Well, I must start by saying over the last number of quarters I have indicated that we would expect the earnings quality in the Utility business to be in the mid-teens on average in a good market environment and we are seeing a good market environment. I mentioned in my prepared remarks that absent the one-time costs in connection with a big order, we would have been at the mid-teens in the second quarter, and we expect third and fourth quarters to be in the mid-teens. So basically that doesn't mean that we'll never have a low priced order, but we think we are through the period of time where the low priced orders from ‘10 and ‘11 had such an impact that we could not reach the mid-teens.

Unidentified Analyst

Perfect. And then how about the pricing environment? I know that you had said normally in an environment where there was not enough capacity to supply the market that you would get kind of better pricing, but some of that you were not realizing just from new competitors. Has that changed?

Mogens C. Bay

Well, I think that as the market has continued to strengthened, we have seen a better pricing environment, which is what will take our operating income percentage to the mid-teens and hopefully stay there. Now in a market as buoyant as the one we see in Utility, we also continue to see new players entering the market, or players from other structural businesses try their hand in the Utility business. So there will be a competitive pricing environment going forward, but we expect that on balance and with a number of orders that probably better priced than others that on balance we will be around the mid-teens in operating income percentage.

Unidentified Analyst

Thanks a lot guys. I'll hop back in.

Mogens C. Bay

Thank you.

Operator

Your next question comes from the line of Schon Williams, BB&T Capital Market.

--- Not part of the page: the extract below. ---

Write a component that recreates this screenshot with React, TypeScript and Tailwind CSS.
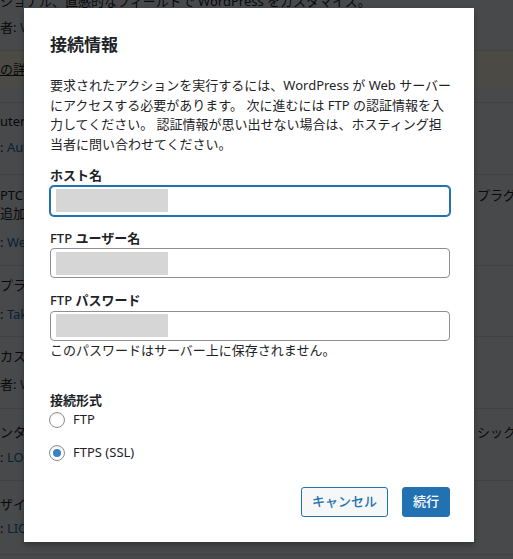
import React from 'react';

const font = { fontFamily: '"Noto Sans", "Noto Sans CJK JP", sans-serif' };

interface BgRow {
	height: number;
	tone?: 'row' | 'notice';
	lines: { top: number; left: React.ReactNode; right?: React.ReactNode }[];
}

const link = 'text-[#2271b1]';

const rows: BgRow[] = [
	{
		height: 51,
		lines: [
			{ top: -8, left: <span>ショナル、直感的なフィールドで WordPress をカスタマイズ。</span> },
			{ top: 18, left: <span>者: <span className={link}>WP Engine</span></span> },
		],
	},
	{
		height: 36,
		tone: 'notice',
		lines: [{ top: 9, left: <span className="underline">の詳細を表示</span> }],
	},
	{ height: 16, lines: [] },
	{
		height: 72,
		lines: [
			{ top: 9, left: <span>uter</span> },
			{ top: 35, left: <span>: <span className={link}>Automattic</span></span> },
		],
	},
	{
		height: 91,
		lines: [
			{ top: 11, left: <span>PTCHA</span>, right: <span>プラグイン</span> },
			{ top: 29, left: <span>追加</span> },
			{ top: 58, left: <span>: <span className={link}>Web</span></span> },
		],
	},
	{
		height: 71,
		lines: [
			{ top: 10, left: <span>プラグ</span> },
			{ top: 39, left: <span>: <span className={link}>Takayuki</span></span> },
		],
	},
	{
		height: 72,
		lines: [
			{ top: 10, left: <span>カスタム</span> },
			{ top: 38, left: <span>者: <span className={link}>WordPress</span></span> },
		],
	},
	{
		height: 72,
		lines: [
			{ top: 14, left: <span>ンタッチ</span>, right: <span>シック</span> },
			{ top: 39, left: <span>: <span className={link}>LOCKON</span></span> },
		],
	},
	{
		height: 74,
		lines: [
			{ top: 14, left: <span>ザイン</span> },
			{ top: 38, left: <span>: <span className={link}>LIQUID</span></span> },
		],
	},
	{ height: 40, lines: [] },
];

function Background() {
	return (
		<div className="w-full">
			{rows.map((row, i) => (
				<div
					key={i}
					className={
						row.tone === 'notice'
							? 'relative overflow-hidden bg-[#fcf9e8]'
							: 'relative overflow-hidden bg-[#f0f6fc] border-b border-[#dcdcde]'
					}
					style={{ height: row.height }}
				>
					{row.lines.map((line, j) => (
						<div
							key={j}
							className="flex justify-between whitespace-nowrap text-[13px] leading-[19px] text-[#1d2327]"
							style={{ marginTop: j === 0 ? line.top : line.top - row.lines[j - 1].top - 19 }}
						>
							<div>{line.left}</div>
							{line.right && <div className="w-[36px] overflow-hidden">{line.right}</div>}
						</div>
					))}
				</div>
			))}
		</div>
	);
}

function TextField({ label, focused }: { label: React.ReactNode; focused?: boolean }) {
	return (
		<div>
			<label className="block text-[13px] leading-[19.5px] font-bold text-[#1d2327]">{label}</label>
			<div
				className={
					focused
						? 'flex h-[30px] items-center rounded-[4px] border border-[#2271b1] bg-white px-[5px] shadow-[0_0_0_1px_#2271b1]'
						: 'flex h-[30px] items-center rounded-[4px] border border-[#8c8f94] bg-white px-[5px]'
				}
			>
				<div className="h-[23px] w-[112px] bg-[#d6d6d6]" />
			</div>
		</div>
	);
}

function Radio({ label, checked }: { label: string; checked?: boolean }) {
	return (
		<label className="flex h-4 items-center gap-2 text-[13px] font-normal text-[#1d2327]">
			<span className="-ml-px flex h-4 w-4 items-center justify-center rounded-full border border-[#8c8f94] bg-white shadow-[inset_0_1px_2px_rgba(0,0,0,0.1)]">
				{checked && <span className="h-2 w-2 rounded-full bg-[#3582c4]" />}
			</span>
			<span>{label}</span>
		</label>
	);
}

export default function App() {
	return (
		<div className="relative h-[559px] w-full overflow-hidden bg-white" style={font}>
			<Background />

			{/* Dialog backdrop */}
			<div className="absolute inset-0 bg-black/70" />

			<div className="absolute left-[24px] top-[8px] w-[450px] bg-white pb-[25px] pl-[26px] pr-[24px] pt-[26px] text-[#1d2327] shadow-[0_3px_6px_rgba(0,0,0,0.3)]">
				<h2 className="text-[17px] font-bold leading-[22px]">接続情報</h2>

				<p className="mt-[20px] whitespace-nowrap text-[13px] leading-[19.5px]">
					要求されたアクションを実行するには、WordPress が Web サーバー
					<br />
					にアクセスする必要があります。 次に進むには FTP の認証情報を入
					<br />
					力してください。 認証情報が思い出せない場合は、ホスティング担
					<br />
					当者に問い合わせてください。
				</p>

				<div className="mt-[12px]">
					<TextField label="ホスト名" focused />
				</div>
				<div className="mt-[13px]">
					<TextField label={<><span className="font-medium">FTP</span> ユーザー名</>} />
				</div>
				<div className="mt-[13px]">
					<TextField label={<><span className="font-medium">FTP</span> パスワード</>} />
					<p className="text-[13px] leading-[19.5px]">このパスワードはサーバー上に保存されません。</p>
				</div>

				<fieldset className="mt-[31px]">
					<legend className="text-[13px] font-bold leading-[19.5px]">接続形式</legend>
					<div className="mt-[1px] flex flex-col gap-[17px]">
						<Radio label="FTP" />
						<Radio label="FTPS (SSL)" checked />
					</div>
				</fieldset>

				<div className="mt-[26px] flex justify-end gap-[14px]">
					<button className="h-[30px] rounded-[3px] border border-[#2271b1] bg-[#f6f7f7] px-[10px] text-[13px] font-medium text-[#2271b1]">
						キャンセル
					</button>
					<button className="h-[30px] rounded-[3px] border border-[#2271b1] bg-[#2271b1] px-[10px] text-[13px] font-medium text-white">
						続行
					</button>
				</div>
			</div>
		</div>
	);
}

Schon Williams - BB&T Capital Markets

Hi, good morning.

Mogens C. Bay

Morning, Schon.

Schon Williams - BB&T Capital Markets

I wanted to focus here first on the EIP segment. You talked about the strength within the telecommunications structures. I'm just trying to get a sense how much of that was kind of pent up demand from the AT&T merger versus how much of that is sustainable going forward. Can you just give us some indications about your thoughts in terms of growth rates accelerating, decelerating maybe over the next couple of quarters?

Mogens C. Bay

I will say that we saw an improvement in the market conditions in the Wireless Communication part of our business and I think we had seen a contraction as everybody was waiting to see what happened in the merger between T-Mobile and AT&T. So I think we are reverting to a more sustainable level of business, so I don’t think we're just seeing a pent up demand that will go away. I think we have seen an improvement in the market condition that we think will continue.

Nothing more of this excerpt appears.